• EXERCISE BRIEF
Only the lines from the top of the listing below to the line that has "l'attestation du patient.</cov-notice>" should be echoed, with both ends kept and pictures left out.
* START RECORDED INFORMATION *
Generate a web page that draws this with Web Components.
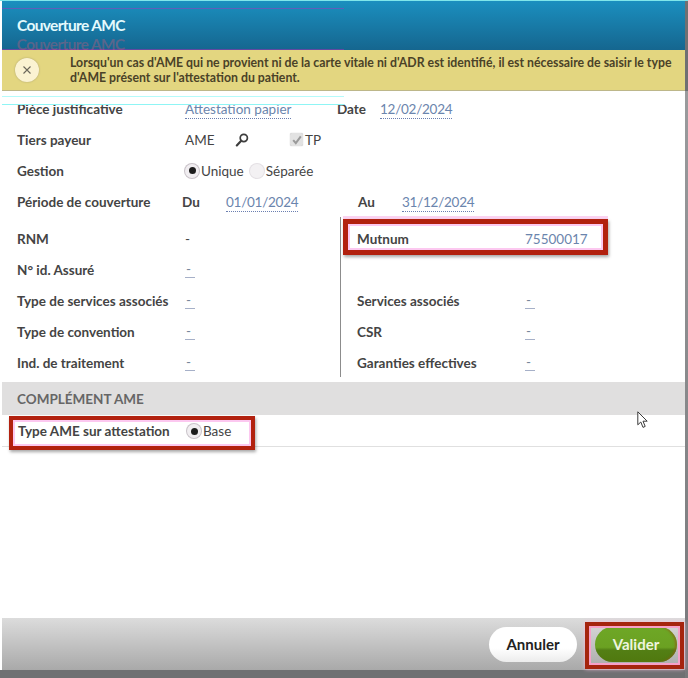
<!DOCTYPE html>
<html lang="fr">
<head>
<meta charset="utf-8">
<title>Couverture AMC</title>
<style>
  html, body { margin: 0; padding: 0; background: #fff; }
  body { font-family: Lato, "Liberation Sans", sans-serif; color: #3c3c3c; }
</style>
</head>
<body>
<cov-dialog>
  <cov-header slot="header">Couverture AMC</cov-header>
  <cov-notice slot="notice">Lorsqu'un cas d'AME qui ne provient ni de la carte vitale ni d'ADR est identifié, il est nécessaire de saisir le type d'AME présent sur l'attestation du patient.</cov-notice>

  <cov-row label="Pièce justificative">
    <cov-link style="width:152px">Attestation papier</cov-link>
    <cov-label style="width:43px">Date</cov-label>
    <cov-link date>12/02/2024</cov-link>
  </cov-row>
  <cov-row label="Tiers payeur">
    <cov-value style="width:50px">AME</cov-value>
    <cov-icon style="width:55px"></cov-icon>
    <cov-check>TP</cov-check>
  </cov-row>
  <cov-row label="Gestion">
    <cov-radio checked>Unique</cov-radio>
    <cov-radio>Séparée</cov-radio>
  </cov-row>
  <cov-row label="Période de couverture" tight>
    <cov-label style="width:44px">Du</cov-label>
    <cov-link date style="width:132px">01/01/2024</cov-link>
    <cov-label style="width:44px">Au</cov-label>
    <cov-link date>31/12/2024</cov-link>
  </cov-row>

  <cov-columns>
    <div slot="left">
      <cov-row label="RNM"><cov-value>-</cov-value></cov-row>
      <cov-row label="N° id. Assuré"><cov-link dash>-</cov-link></cov-row>
      <cov-row label="Type de services associés"><cov-link dash>-</cov-link></cov-row>
      <cov-row label="Type de convention"><cov-link dash>-</cov-link></cov-row>
      <cov-row label="Ind. de traitement"><cov-link dash>-</cov-link></cov-row>
    </div>
    <div slot="right">
      <cov-row label="Mutnum" side marked><cov-link>75500017</cov-link></cov-row>
      <cov-row side></cov-row>
      <cov-row label="Services associés" side><cov-link dash>-</cov-link></cov-row>
      <cov-row label="CSR" side><cov-link dash>-</cov-link></cov-row>
      <cov-row label="Garanties effectives" side><cov-link dash>-</cov-link></cov-row>
    </div>
  </cov-columns>

  <cov-section>COMPLÉMENT AME</cov-section>
  <cov-complement><cov-radio checked>Base</cov-radio></cov-complement>

  <cov-footer slot="footer"></cov-footer>
  <cov-ghost slot="overlay"></cov-ghost>
</cov-dialog>

<script>
const fontStack = 'Lato, "Liberation Sans", sans-serif';

// small helper so every element gets its shadow root the same way
class CovBase extends HTMLElement {
  constructor() {
    super();
    this.attachShadow({mode: 'open'});
    this.shadowRoot.innerHTML = this.render();
  }
  render() { return '<slot></slot>'; }
}

class CovDialog extends CovBase {
  render() {
    return `
      <style>
        :host {
          display: flex;
          flex-direction: column;
          box-sizing: border-box;
          width: 688px;
          height: 678px;
          padding: 1px 3px 8px 2px;
          background: linear-gradient(#fff, #fff) 0 0 / 685px 670px no-repeat,
                      #6f7072;
          position: relative;
          overflow: hidden;
          font-family: ${fontStack};
        }
        .content { flex: 1; display: flex; flex-direction: column; min-height: 0; }
        .edge {
          position: absolute; top: 0; left: 0; right: 0; height: 1px; background: #7fe6ea;
        }
        .side {
          position: absolute; top: 91px; right: 0; bottom: 0; width: 3px;
          background: linear-gradient(#9a9b9d, #77787a);
        }
        .cursor { position: absolute; left: 637px; top: 411px; }
      </style>
      <div class="edge"></div>
      <div class="side"></div>
      <slot name="header"></slot>
      <slot name="notice"></slot>
      <div class="content"><slot></slot></div>
      <slot name="footer"></slot>
      <slot name="overlay"></slot>
      <svg class="cursor" width="12" height="18" viewBox="0 0 12 18">
        <path d="M.8.8v13l3-2.8 2.2 5.4 2.2-1-2.2-5.2h4.2z" fill="#fff" stroke="#3a3a3a" stroke-width="1"/>
      </svg>
    `;
  }
}

class CovHeader extends CovBase {
  render() {
    return `
      <style>
        :host {
          display: flex;
          align-items: center;
          height: 49px;
          padding: 0 15px 2px 15px;
          box-sizing: border-box;
          background: linear-gradient(#1b8fbf, #15668f);
          color: #e4fafd;
          font-size: 15.5px;
          line-height: 18px;
          font-weight: 700;
          letter-spacing: -0.65px;
        }
      </style>
      <slot></slot>
    `;
  }
}

class CovNotice extends CovBase {
  render() {
    return `
      <style>
        :host {
          display: flex;
          align-items: center;
          height: 41px;
          box-sizing: border-box;
          background: #e3d680;
          border-bottom: 1px solid #bdb78a;
          margin-bottom: 2px;
          color: #4a4228;
          font-size: 12.3px;
          font-weight: 700;
          line-height: 15px;
        }
        .close {
          flex: none;
          width: 24px; height: 24px;
          margin: 0 31px 0 13px;
          border-radius: 50%;
          background: #fbf3d2;
          box-shadow: 0 0 2px #a89f6c;
          display: flex; align-items: center; justify-content: center;
        }
        .text { flex: 1; padding-right: 8px; }
      </style>
      <div class="close">
        <svg width="10" height="10" viewBox="0 0 10 10">
          <path d="M1.5 1.5l7 7M8.5 1.5l-7 7" stroke="#6b675a" stroke-width="1.1" fill="none"/>
        </svg>
      </div>
      <div class="text"><slot></slot></div>
    `;
  }
}

class CovRow extends CovBase {
  render() {
    const label = this.getAttribute('label') || '';
    const side = this.hasAttribute('side');
    return `
      <style>
        :host {
          display: flex;
          align-items: center;
          box-sizing: border-box;
          height: 31px;
          padding-left: ${side ? 16 : 15}px;
          font-size: 13.5px;
          color: #444;
          position: relative;
        }
        .label { flex: none; width: 168px; font-weight: 700; white-space: nowrap; }
        :host([tight]) .label { width: 165px; }
        .values { display: flex; align-items: center; white-space: nowrap; }
        .mark {
          position: absolute; left: 2px; top: -4px; width: 265px; height: 36px;
          box-sizing: border-box;
          border: 5px solid #b2210f;
          box-shadow: inset 0 0 0 2px #fcc8f0, 1px 2px 3px rgba(0,0,0,.35), 0 -3px 0 #fbd3f1;
          pointer-events: none;
        }
      </style>
      <div class="label">${label}</div>
      <div class="values"><slot></slot></div>
      ${this.hasAttribute('marked') ? '<div class="mark"></div>' : ''}
    `;
  }
}

class CovLabel extends CovBase {
  render() {
    return `<style>:host{display:block;font-size:13.5px;font-weight:700;color:#444}</style><slot></slot>`;
  }
}

class CovValue extends CovBase {
  render() {
    return `<style>:host{display:block;font-size:13.5px;color:#444}</style><slot></slot>`;
  }
}

class CovLink extends CovBase {
  render() {
    return `
      <style>
        :host { display: block; font-size: 13.5px; color: #6b85ad; }
        :host([date]) { letter-spacing: -0.25px; }
        span { border-bottom: 1px dotted #6b7fb0; padding-bottom: 1px; }
        :host([dash]) span { display: inline-block; padding: 0 4px 0 1px; line-height: 16px; color: #77869b; border-bottom-style: solid; border-bottom-color: #a6b0c8; }
      </style>
      <span><slot></slot></span>
    `;
  }
}

class CovIcon extends CovBase {
  render() {
    return `
      <style>:host{display:flex;align-items:center}</style>
      <svg width="14" height="14" viewBox="0 0 14 14">
        <circle cx="8.8" cy="5" r="3.6" fill="none" stroke="#3e3e3e" stroke-width="1.7"/>
        <path d="M6.2 7.8L1.8 12.4" stroke="#3e3e3e" stroke-width="2.2" stroke-linecap="round"/>
      </svg>
    `;
  }
}

class CovCheck extends CovBase {
  render() {
    return `
      <style>
        :host { display: flex; align-items: center; gap: 2px; font-size: 13.5px; color: #444; }
        .box {
          width: 13px; height: 13px; border-radius: 2px;
          background: #e2e2e2; box-shadow: 0 0 1px #aaa;
          display: flex; align-items: center; justify-content: center;
        }
      </style>
      <div class="box">
        <svg width="12" height="12" viewBox="0 0 12 12">
          <path d="M2.2 6.2l2.6 3L9.8 2.4" stroke="#9a9a9a" stroke-width="2" fill="none"/>
        </svg>
      </div>
      <slot></slot>
    `;
  }
}

class CovRadio extends CovBase {
  render() {
    const on = this.hasAttribute('checked');
    return `
      <style>
        :host { display: flex; align-items: center; gap: 2px; font-size: 13.5px; color: #444; margin-right: 6px; }
        .dot {
          width: 14px; height: 14px; border-radius: 50%;
          background: ${on ? '#f1eef1' : '#f3f1f3'};
          box-shadow: 0 0 0 1px ${on ? '#c9c3c9' : '#e4e0e4'};
          display: flex; align-items: center; justify-content: center;
        }
        .dot i { width: 7px; height: 7px; border-radius: 50%; background: #1d1d1d; display: ${on ? 'block' : 'none'}; }
      </style>
      <div class="dot"><i></i></div>
      <slot></slot>
    `;
  }
}

class CovColumns extends CovBase {
  render() {
    return `
      <style>
        :host {
          display: grid;
          grid-template-columns: 338px 1fr;
          height: 155px;
          margin-top: 6px;
        }
        .right { border-left: 1px solid #8c8c8c; height: 154px; margin-top: -6px; padding-top: 6px; }
      </style>
      <div><slot name="left"></slot></div>
      <div class="right"><slot name="right"></slot></div>
    `;
  }
}

class CovSection extends CovBase {
  render() {
    return `
      <style>
        :host {
          display: flex;
          align-items: center;
          height: 33px;
          margin-top: 4px;
          padding-left: 15px;
          background: #e0dfdf;
          color: #666;
          font-size: 13.5px;
          font-weight: 700;
        }
      </style>
      <slot></slot>
    `;
  }
}

class CovComplement extends CovBase {
  render() {
    return `
      <style>
        :host {
          display: flex;
          align-items: center;
          position: relative;
          height: 32px;
          padding: 1px 0 0 16px;
          box-sizing: border-box;
          border-bottom: 1px solid #e0e0e0;
          font-size: 13.5px;
          color: #444;
        }
        .label { width: 169px; font-weight: 700; }
        .mark {
          position: absolute; left: 7px; top: 1px; width: 246px; height: 34px;
          box-sizing: border-box;
          border: 4px solid #b2210f;
          box-shadow: inset 0 0 0 2px #fcc8f0, 1px 2px 3px rgba(0,0,0,.35);
        }
      </style>
      <div class="label">Type AME sur attestation</div>
      <slot></slot>
      <div class="mark"></div>
    `;
  }
}

class CovFooter extends CovBase {
  render() {
    return `
      <style>
        :host {
          display: flex;
          align-items: center;
          justify-content: flex-end;
          gap: 18px;
          height: 52px;
          padding-right: 8px;
          background: linear-gradient(#dcdcdc, #a9a9a9);
          position: relative;
        }
        button {
          height: 35px;
          border: 0;
          border-radius: 18px;
          font: 700 15px ${fontStack};
        }
        .cancel { width: 88px; background: linear-gradient(#fff 60%, #ececec); color: #222; }
        .ok {
          width: 82px;
          background: linear-gradient(#6ea726 0, #6ba122 58%, #537f15 66%, #50790f);
          box-shadow: inset -2px 0 2px rgba(140,90,20,.55);
          color: #eef5df;
        }
        .mark {
          position: absolute; right: 1px; top: 4px; width: 99px; height: 47px;
          box-sizing: border-box;
          border: 4px solid #a5240e;
          box-shadow: inset 0 0 0 2px #f7a0c8, 0 0 4px #f7bcdc;
        }
      </style>
      <button class="cancel">Annuler</button>
      <button class="ok">Valider</button>
      <div class="mark"></div>
    `;
  }
}

// leftovers of the capture: stray lines and the doubled title, over the rest of the page
class CovGhost extends CovBase {
  render() {
    return `
      <style>
        :host {
          position: absolute; left: 0; top: 0; width: 344px; height: 110px;
          overflow: hidden; pointer-events: none;
        }
        .line { position: absolute; left: 2px; right: 0; height: 1px; }
        .red {
          position: absolute; left: 17px; top: 37px; white-space: nowrap;
          font-size: 15.5px; line-height: 15px; font-weight: 700; letter-spacing: -.65px;
          color: rgba(245,90,120,.3); filter: blur(.4px);
        }
      </style>
      <div class="line" style="top:8px;background:rgba(150,60,190,.55)"></div>
      <div class="line" style="top:49px;background:rgba(130,60,170,.7)"></div>
      <div class="line" style="top:96px;background:#b5fbfb"></div>
      <div class="line" style="top:104px;background:#8ff5f5"></div>
      <div class="red">Couverture AMC</div>
    `;
  }
}

customElements.define('cov-dialog', CovDialog);
customElements.define('cov-header', CovHeader);
customElements.define('cov-notice', CovNotice);
customElements.define('cov-row', CovRow);
customElements.define('cov-label', CovLabel);
customElements.define('cov-value', CovValue);
customElements.define('cov-link', CovLink);
customElements.define('cov-icon', CovIcon);
customElements.define('cov-check', CovCheck);
customElements.define('cov-radio', CovRadio);
customElements.define('cov-columns', CovColumns);
customElements.define('cov-section', CovSection);
customElements.define('cov-complement', CovComplement);
customElements.define('cov-footer', CovFooter);
customElements.define('cov-ghost', CovGhost);
</script>
</body>
</html>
* END RECORDED INFORMATION *
• SOLUTION
Generate a web page that draws this with Web Components.
<!DOCTYPE html>
<html lang="fr">
<head>
<meta charset="utf-8">
<title>Couverture AMC</title>
<style>
  html, body { margin: 0; padding: 0; background: #fff; }
  body { font-family: Lato, "Liberation Sans", sans-serif; color: #3c3c3c; }
</style>
</head>
<body>
<cov-dialog>
  <cov-header slot="header">Couverture AMC</cov-header>
  <cov-notice slot="notice">Lorsqu'un cas d'AME qui ne provient ni de la carte vitale ni d'ADR est identifié, il est nécessaire de saisir le type d'AME présent sur l'attestation du patient.</cov-notice>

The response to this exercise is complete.